TASK → State how many lines in the entries below contain "image". Write nothing but the number.

RECORDS →

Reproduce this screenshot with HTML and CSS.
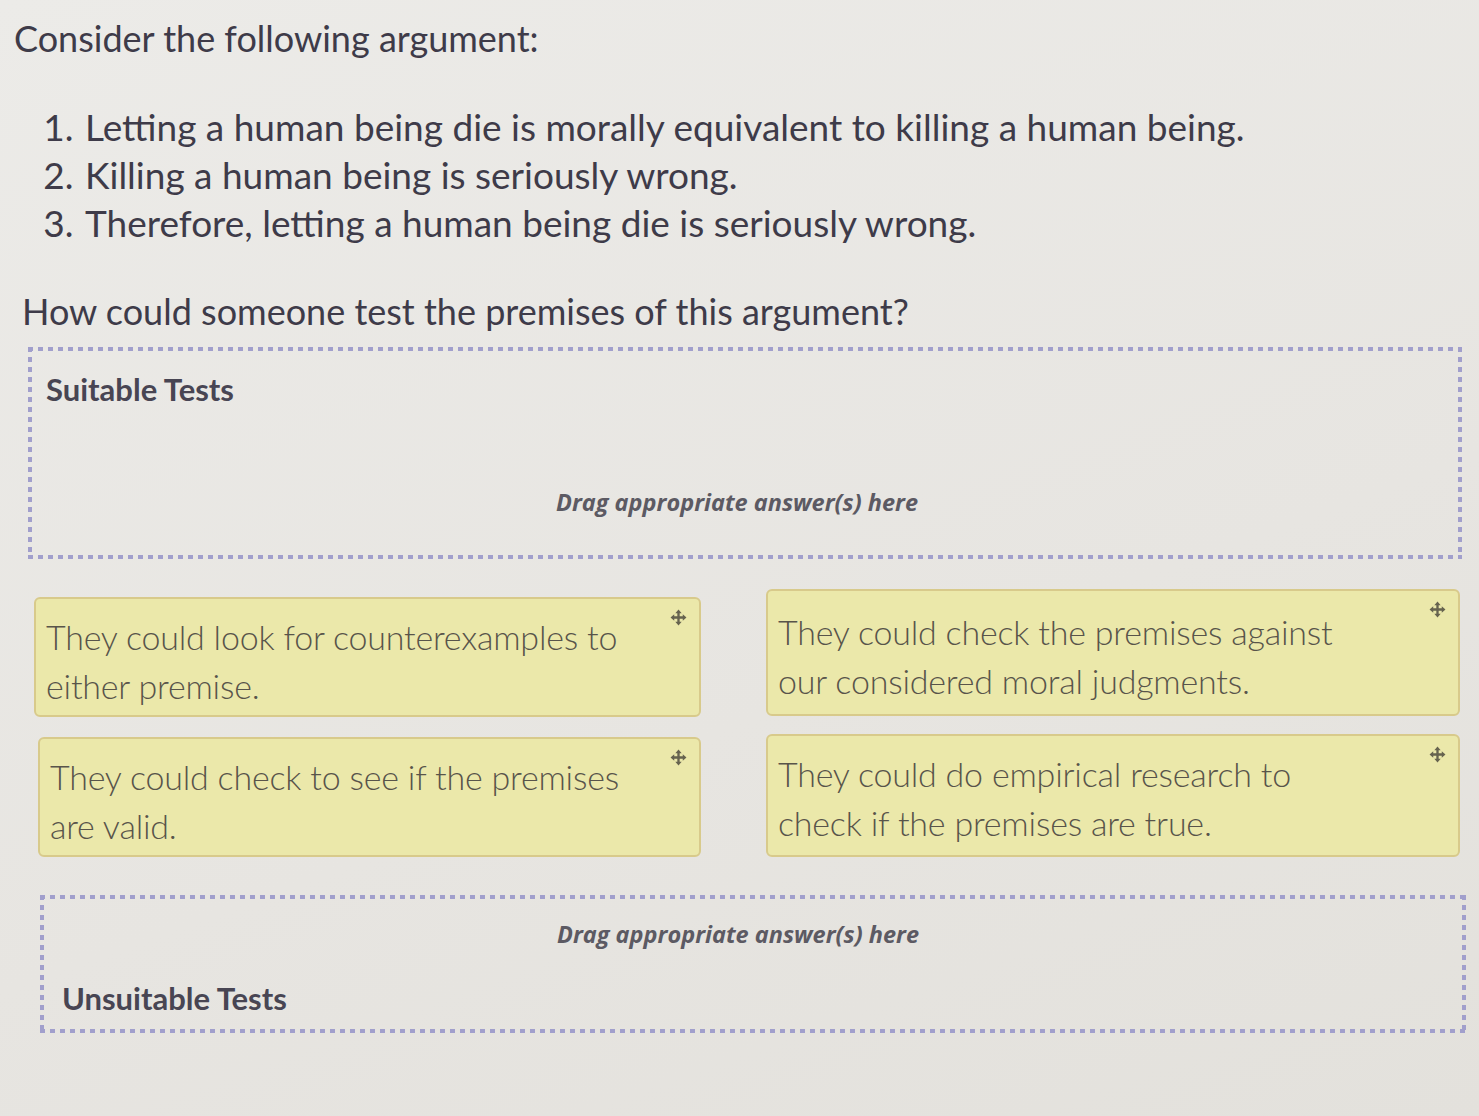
FILE: index.html
```html
<!DOCTYPE html>
<html>
<head>
<meta charset="utf-8">
<link rel="stylesheet" href="styles.css">
</head>
<body>
<div class="page">
  <h1 class="title">Consider the following argument:</h1>
  <ol class="premises">
    <li>Letting a human being die is morally equivalent to killing a human being.</li>
    <li>Killing a human being is seriously wrong.</li>
    <li>Therefore, letting a human being die is seriously wrong.</li>
  </ol>
  <p class="question">How could someone test the premises of this argument?</p>

  <div class="zone zone-top">
    <div class="zone-label">Suitable Tests</div>
    <div class="drag-hint">Drag appropriate answer(s) here</div>
  </div>

  <div class="cards">
    <div class="card c1"><span class="card-text">They could look for counterexamples to either premise.</span><svg class="move" viewBox="0 0 16 16"><path d="M8 0.5 L11 4 H9.1 V6.9 H12 V5 L15.5 8 L12 11 V9.1 H9.1 V12 H11 L8 15.5 L5 12 H6.9 V9.1 H4 V11 L0.5 8 L4 5 V6.9 H6.9 V4 H5 Z"/></svg></div>
    <div class="card c2"><span class="card-text">They could check the premises against our considered moral judgments.</span><svg class="move" viewBox="0 0 16 16"><path d="M8 0.5 L11 4 H9.1 V6.9 H12 V5 L15.5 8 L12 11 V9.1 H9.1 V12 H11 L8 15.5 L5 12 H6.9 V9.1 H4 V11 L0.5 8 L4 5 V6.9 H6.9 V4 H5 Z"/></svg></div>
    <div class="card c3"><span class="card-text">They could check to see if the premises are valid.</span><svg class="move" viewBox="0 0 16 16"><path d="M8 0.5 L11 4 H9.1 V6.9 H12 V5 L15.5 8 L12 11 V9.1 H9.1 V12 H11 L8 15.5 L5 12 H6.9 V9.1 H4 V11 L0.5 8 L4 5 V6.9 H6.9 V4 H5 Z"/></svg></div>
    <div class="card c4"><span class="card-text">They could do empirical research to check if the premises are true.</span><svg class="move" viewBox="0 0 16 16"><path d="M8 0.5 L11 4 H9.1 V6.9 H12 V5 L15.5 8 L12 11 V9.1 H9.1 V12 H11 L8 15.5 L5 12 H6.9 V9.1 H4 V11 L0.5 8 L4 5 V6.9 H6.9 V4 H5 Z"/></svg></div>
  </div>

  <div class="zone zone-bottom">
    <div class="drag-hint">Drag appropriate answer(s) here</div>
    <div class="zone-label">Unsuitable Tests</div>
  </div>
</div>
</body>
</html>
```
FILE: styles.css
```css
html, body {
  margin: 0;
  padding: 0;
  background: #e7e5e1;
}
.page {
  width: 1479px;
  height: 1116px;
  box-sizing: border-box;
  padding: 14px 12px 0 14px;
  font-family: Lato, "Open Sans", sans-serif;
  color: #3e3b49;
  overflow: hidden;
  background: linear-gradient(160deg, #ecebe8 0%, #e7e5e1 60%, #e3e1dc 100%);
}
.title {
  margin: 0;
  font-size: 36px;
  font-weight: 400;
  line-height: 48px;
}
.premises {
  margin: 41px 0 0 0;
  padding-left: 69px;
  font-size: 37px;
  line-height: 48px;
}
.premises li {
  padding-left: 2px;
}
.question {
  margin: 40px 0 0 8px;
  font-size: 36px;
  line-height: 48px;
}
.zone {
  display: flex;
  flex-direction: column;
  --dot: #a19fcc;
  background-image:
    repeating-linear-gradient(90deg, var(--dot) 0 5px, transparent 5px 10px),
    repeating-linear-gradient(90deg, var(--dot) 0 5px, transparent 5px 10px),
    repeating-linear-gradient(180deg, var(--dot) 0 5px, transparent 5px 10px),
    repeating-linear-gradient(180deg, var(--dot) 0 5px, transparent 5px 10px);
  background-size: 100% 4px, 100% 4px, 4px 100%, 4px 100%;
  background-position: left top, left bottom, left top, right top;
  background-repeat: no-repeat;
}
.zone-top {
  margin: 12px 0 0 14px;
  width: 1434px;
  height: 212px;
  box-sizing: border-box;
  padding: 23px 0 0 18px;
}
.zone-label {
  font-size: 31px;
  font-weight: 700;
  color: #484553;
  line-height: 38px;
}
.drag-hint {
  font-family: "Open Sans", sans-serif;
  font-style: italic;
  font-weight: 700;
  font-size: 23.5px;
  color: #5c5a63;
  text-align: center;
  line-height: 32px;
}
.zone-top .drag-hint {
  margin-top: 78px;
  padding-right: 34px;
}
.cards {
  display: grid;
  grid-template-columns: 667px 694px;
  column-gap: 65px;
  row-gap: 20px;
  margin: 38px 0 0 20px;
}
.card {
  position: relative;
  background: #ebe8aa;
  border: 2px solid #d8ca8b;
  border-radius: 6px;
  height: 120px;
  box-sizing: border-box;
  padding: 13px 60px 0 10px;
  font-family: Lato, sans-serif;
  font-weight: 300;
  font-size: 34px;
  letter-spacing: -0.2px;
  line-height: 49px;
  color: #58544a;
}
.c2, .c4 { padding-right: 90px; }
.c2 { margin-top: -8px; height: 127px; padding-top: 16px; }
.c3 { margin-left: 4px; }
.c4 { margin-top: -3px; height: 123px; }
.move {
  position: absolute;
  top: 10px;
  right: 12px;
  width: 17px;
  height: 17px;
  fill: #66634f;
}
.zone-bottom {
  margin: 38px 0 0 26px;
  width: 1426px;
  height: 138px;
  box-sizing: border-box;
  padding: 23px 0 0 22px;
}
.zone-bottom .drag-hint {
  padding-right: 52px;
}
.zone-bottom .zone-label {
  margin-top: 29px;
}
```
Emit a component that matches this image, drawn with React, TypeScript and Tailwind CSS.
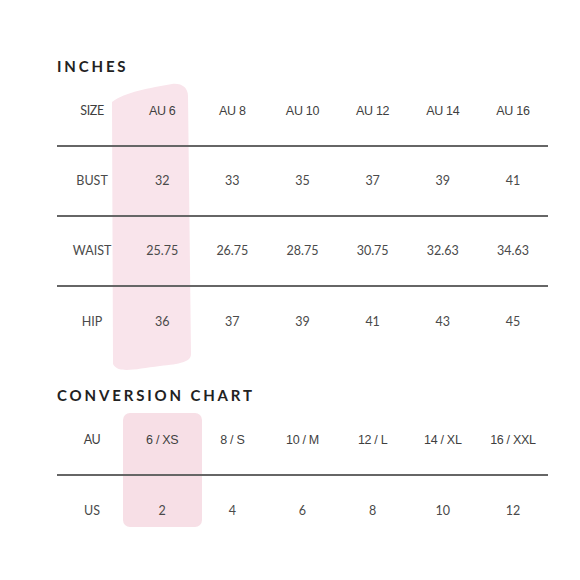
const sizes = ["AU 6", "AU 8", "AU 10", "AU 12", "AU 14", "AU 16"];

const inchRows = [
  { label: "BUST", values: ["32", "33", "35", "37", "39", "41"] },
  { label: "WAIST", values: ["25.75", "26.75", "28.75", "30.75", "32.63", "34.63"] },
  { label: "HIP", values: ["36", "37", "39", "41", "43", "45"] },
];

const conversion = ["6 / XS", "8 / S", "10 / M", "12 / L", "14 / XL", "16 / XXL"];
const usSizes = ["2", "4", "6", "8", "10", "12"];

const headFont = { fontFamily: '"Liberation Sans", Arial, sans-serif' };
const bodyFont = { fontFamily: 'Lato, "Open Sans", sans-serif' };

function Row({
  label,
  values,
  head,
  line,
}: {
  label: string;
  values: string[];
  head?: boolean;
  line?: boolean;
}) {
  return (
    <div
      className={`grid grid-cols-7 h-[70px] items-center text-center text-[12.5px] ${
        head ? "text-[#3f3f3f] tracking-[-0.3px]" : "text-[#4a4a4a]"
      } ${line ? "border-b-2 border-[#666]" : ""}`}
      style={head ? headFont : bodyFont}
    >
      <span style={bodyFont}>{label}</span>
      {values.map((v) => (
        <span key={v}>{v}</span>
      ))}
    </div>
  );
}

function Title({ children }: { children: string }) {
  return (
    <h2
      className="h-[18px] leading-[18px] text-[15px] font-bold tracking-[2.85px] text-[#222]"
      style={{ fontFamily: 'Lato, "Open Sans", sans-serif' }}
    >
      {children}
    </h2>
  );
}

export default function App() {
  return (
    <div className="relative w-[580px] h-[580px] bg-white overflow-hidden">
      {/* pink highlight strokes */}
      <svg className="absolute inset-0 z-0" width="580" height="580">
        <path
          d="M112 102 C 125 92, 150 88, 172 84 C 182 83, 188 88, 188 96 L 191 354 C 191 362, 180 364, 160 366 C 135 369, 118 374, 113 364 Z"
          fill="#f9e4eb"
        />
        <rect x="123" y="413" width="79" height="114" rx="7" fill="#f7dfe6" />
      </svg>

      <div className="relative z-10 pl-[57px] pr-[32px] pt-[57px]">
        <Title>INCHES</Title>
        <div className="h-[2px]" />
        <Row label="SIZE" values={sizes} head line />
        {inchRows.map((r, i) => (
          <Row key={r.label} label={r.label} values={r.values} line={i < inchRows.length - 1} />
        ))}

        <div className="h-[29px]" />
        <Title>CONVERSION CHART</Title>
        <div className="h-[2px]" />
        <Row label="AU" values={conversion} head line />
        <Row label="US" values={usSizes} />
      </div>
    </div>
  );
}
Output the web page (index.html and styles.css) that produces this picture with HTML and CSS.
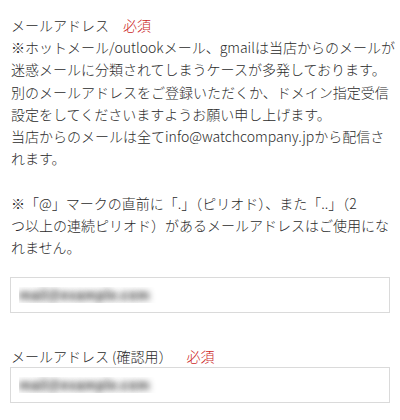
FILE: index.html
```html
<!DOCTYPE html>
<html lang="ja">
<head>
<meta charset="utf-8">
<link rel="stylesheet" href="styles.css">
</head>
<body>
<form class="form">
  <div class="field">
    <div class="label">メールアドレス<span class="req">必須</span></div>
    <p class="note">※ホットメール/outlookメール、gmailは当店からのメールが<br>迷惑メールに分類されてしまうケースが多発しております。<br>別のメールアドレスをご登録いただくか、ドメイン指定受信<br>設定をしてくださいますようお願い申し上げます。<br>当店からのメールは全てinfo@watchcompany.jpから配信さ<br>れます。<br><br>※「@」マークの直前に「.」（ピリオド）、また「..」（2<br>つ以上の連続ピリオド）があるメールアドレスはご使用にな<br>れません。</p>
    <input class="input first" type="text" value="mail@example.com">
  </div>
  <div class="field second">
    <div class="label">メールアドレス (確認用）<span class="req">必須</span></div>
    <input class="input" type="text" value="mail@example.com">
  </div>
</form>
</body>
</html>
```

FILE: styles.css
```css
html, body {
  margin: 0;
  padding: 0;
  background: #ffffff;
}

.form {
  padding: 14px 0 0 10px;
  width: 385px;
  font-family: "Noto Sans CJK JP", "Noto Sans", sans-serif;
  font-weight: 300;
  font-size: 14px;
  line-height: 22.2px;
  color: #2b2b2b;
}

.field {
  display: flex;
  flex-direction: column;
  align-items: flex-start;
}

.second {
  margin-top: 32px;
}

.label {
  padding-left: 1px;
}

.req {
  color: #cc1f1f;
  margin-left: 14px;
}

.note {
  margin: 0;
  padding-left: 1px;
  white-space: nowrap;
}

.input {
  box-sizing: border-box;
  width: 380px;
  height: 36px;
  margin: 0;
  padding: 0 8px;
  border: 1px solid #dadada;
  border-radius: 0;
  background: #ffffff;
  font-family: "Liberation Sans", Arial, sans-serif;
  font-size: 14px;
  font-weight: 700;
  color: transparent;
  text-shadow: 0 0 6px rgba(50, 50, 50, 0.95);
  outline: none;
}

.first {
  margin-top: 19px;
}
```
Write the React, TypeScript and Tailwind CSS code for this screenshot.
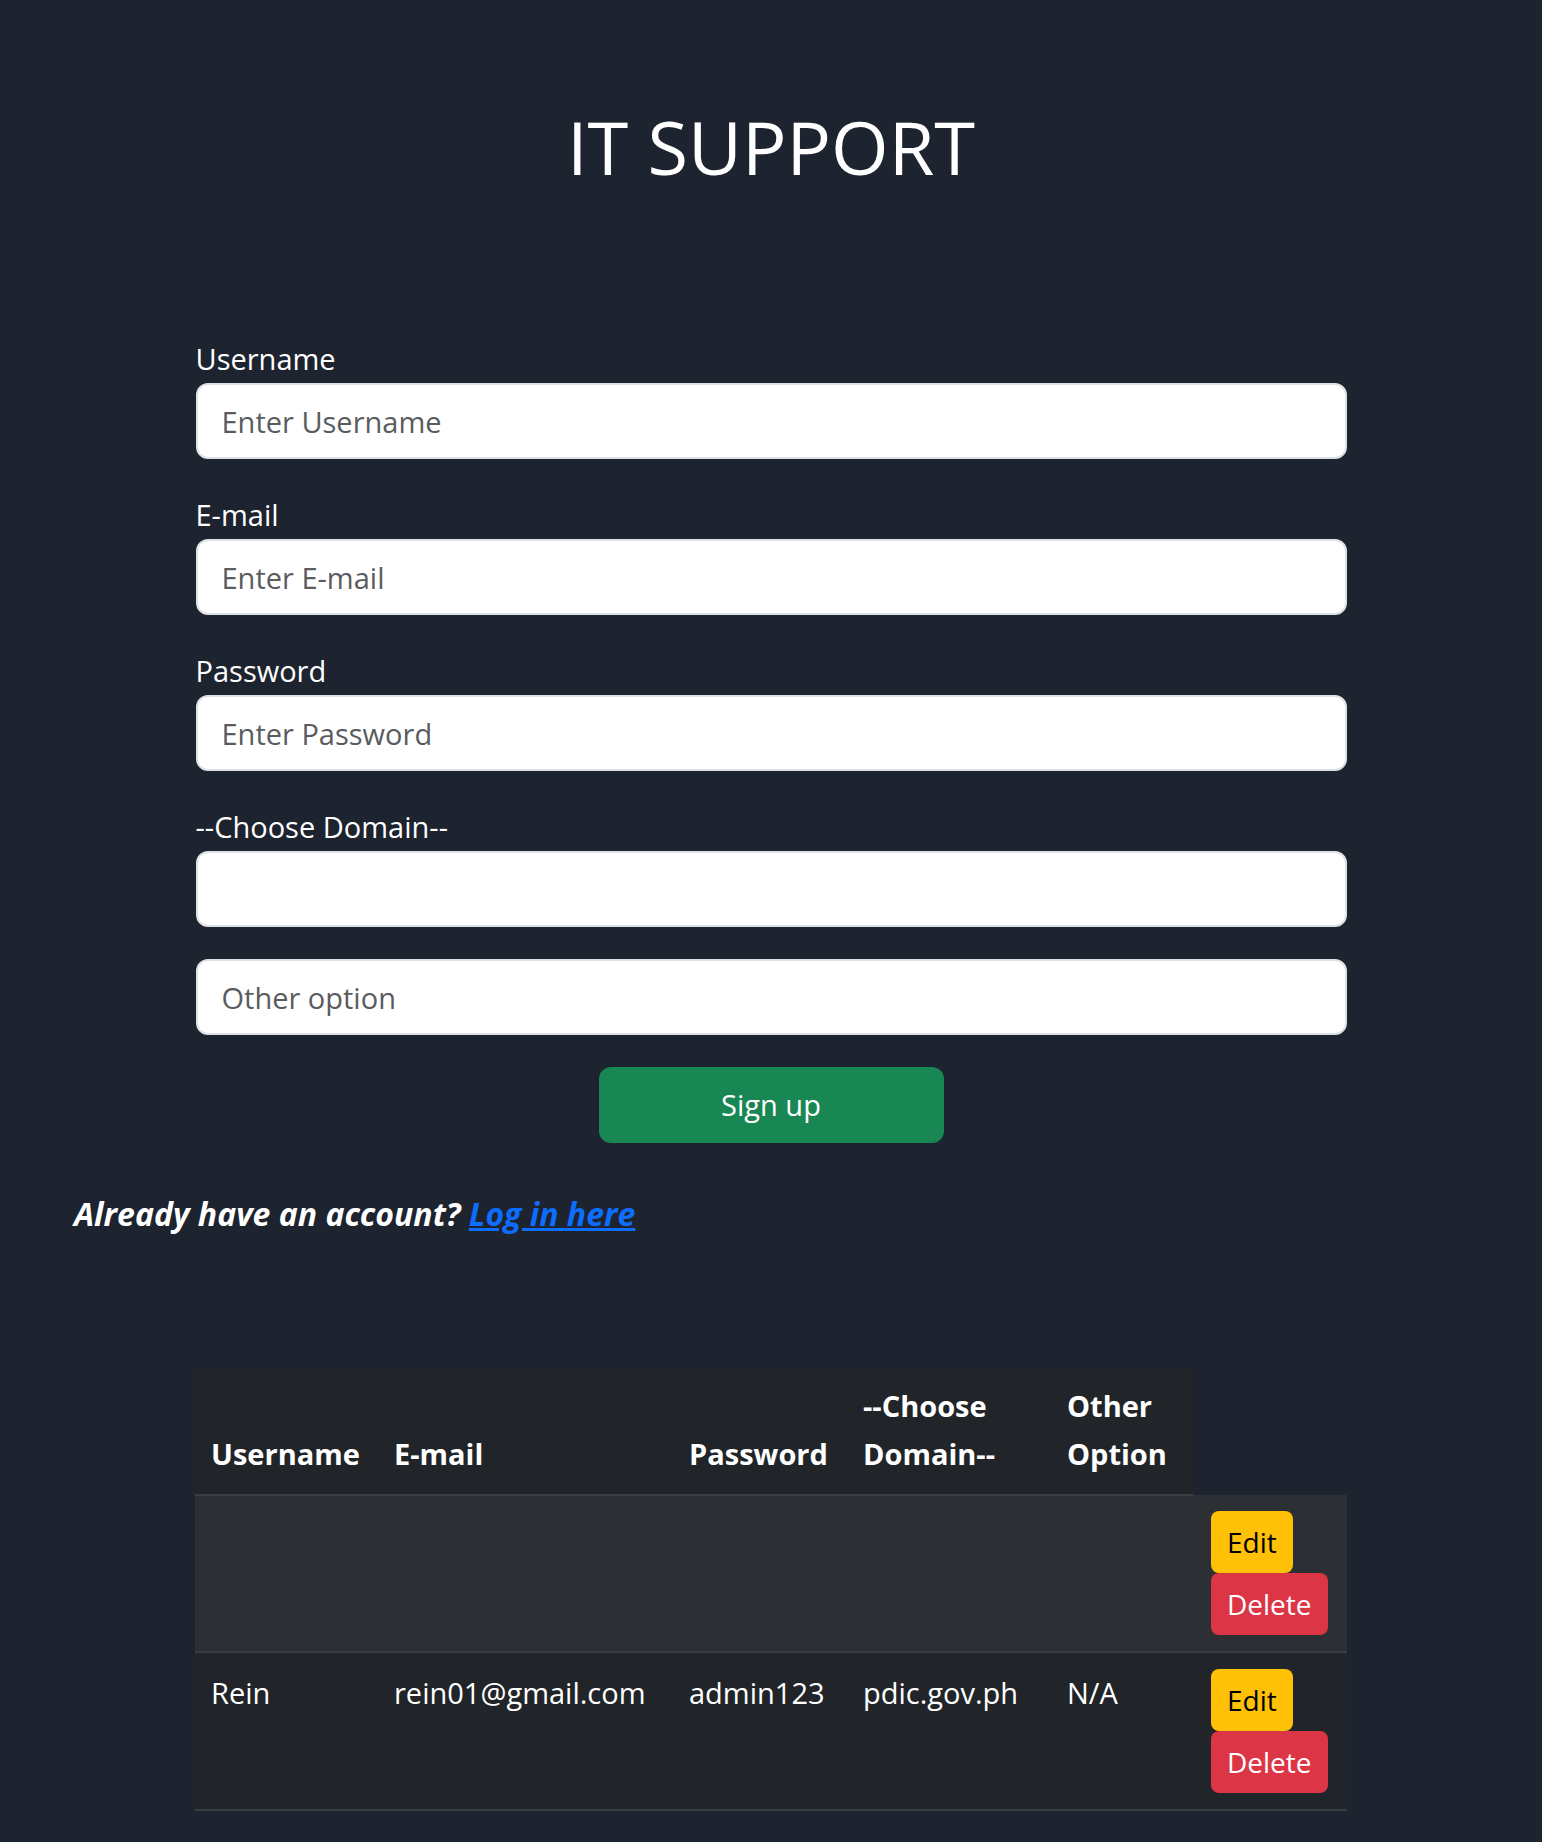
import React from 'react';

const rows = [
  { username: '', email: '', password: '', domain: '', other: '' },
  { username: 'Rein', email: 'rein01@gmail.com', password: 'admin123', domain: 'pdic.gov.ph', other: 'N/A' },
];

const Field = ({ label, placeholder }: { label?: string; placeholder?: string }) => (
  <div className="mb-[32px]">
    {label && <label className="block leading-[48px]">{label}</label>}
    <input
      type="text"
      placeholder={placeholder}
      className="block w-full h-[76px] px-[24px] bg-white text-[#212529] border-2 border-[#dee2e6] rounded-[12px] placeholder:text-[#595c5f] focus:outline-none"
    />
  </div>
);

const App = () => {
  return (
    <div className="min-h-screen bg-[#1e2330] text-white font-['Open_Sans',sans-serif] text-[29px]">
      <h1 className="pt-[99px] text-center text-[74px] leading-[96px] font-normal">IT SUPPORT</h1>

      <form className="w-[1151px] mx-auto mt-[140px]" onSubmit={(e) => e.preventDefault()}>
        <Field label="Username" placeholder="Enter Username" />
        <Field label="E-mail" placeholder="Enter E-mail" />
        <Field label="Password" placeholder="Enter Password" />
        <Field label="--Choose Domain--" />
        <Field placeholder="Other option" />
        <button
          type="submit"
          className="block mx-auto w-[345px] h-[76px] bg-[#198754] text-white rounded-[12px]"
        >
          Sign up
        </button>
      </form>

      <p className="pl-[74px] mt-[47px] leading-[48px] text-[32px] font-bold italic">
        Already have an account?{' '}
        <a href="#" className="text-[#0d6efd] underline">Log in here</a>
      </p>

      <table className="w-[1152px] mx-auto mt-[130px] table-fixed border-collapse">
        <colgroup>
          <col className="w-[183px]" />
          <col className="w-[295px]" />
          <col className="w-[174px]" />
          <col className="w-[204px]" />
          <col className="w-[142px]" />
          <col className="w-[154px]" />
        </colgroup>
        <thead>
          <tr className="align-bottom">
            {['Username', 'E-mail', 'Password', '--Choose Domain--', 'Other Option'].map((h) => (
              <th
                key={h}
                className="bg-[#212529] text-left font-bold leading-[48px] pt-[14px] pb-[16px] px-[16px] border-b-2 border-[#3a3e43]"
              >
                {h}
              </th>
            ))}
          </tr>
        </thead>
        <tbody>
          {rows.map((r, i) => (
            <tr key={i} className={i % 2 === 0 ? 'bg-[#2c3034] align-top' : 'bg-[#212529] align-top'}>
              {[r.username, r.email, r.password, r.domain, r.other].map((c, j) => (
                <td key={j} className="p-[16px] leading-[48px] whitespace-nowrap border-b-2 border-[#3a3e43]">
                  {c}
                </td>
              ))}
              <td className="py-[16px] pl-[18px] pr-[14px] border-b-2 border-[#3a3e43]">
                <div className="flex flex-col items-start">
                  <button className="h-[62px] px-[16px] bg-[#ffc107] text-black text-[28px] rounded-[8px]">Edit</button>
                  <button className="h-[62px] px-[16px] bg-[#dc3545] text-white text-[28px] rounded-[8px]">Delete</button>
                </div>
              </td>
            </tr>
          ))}
        </tbody>
      </table>
    </div>
  );
};

export default App;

REPLY TO THE EXERCISE → 2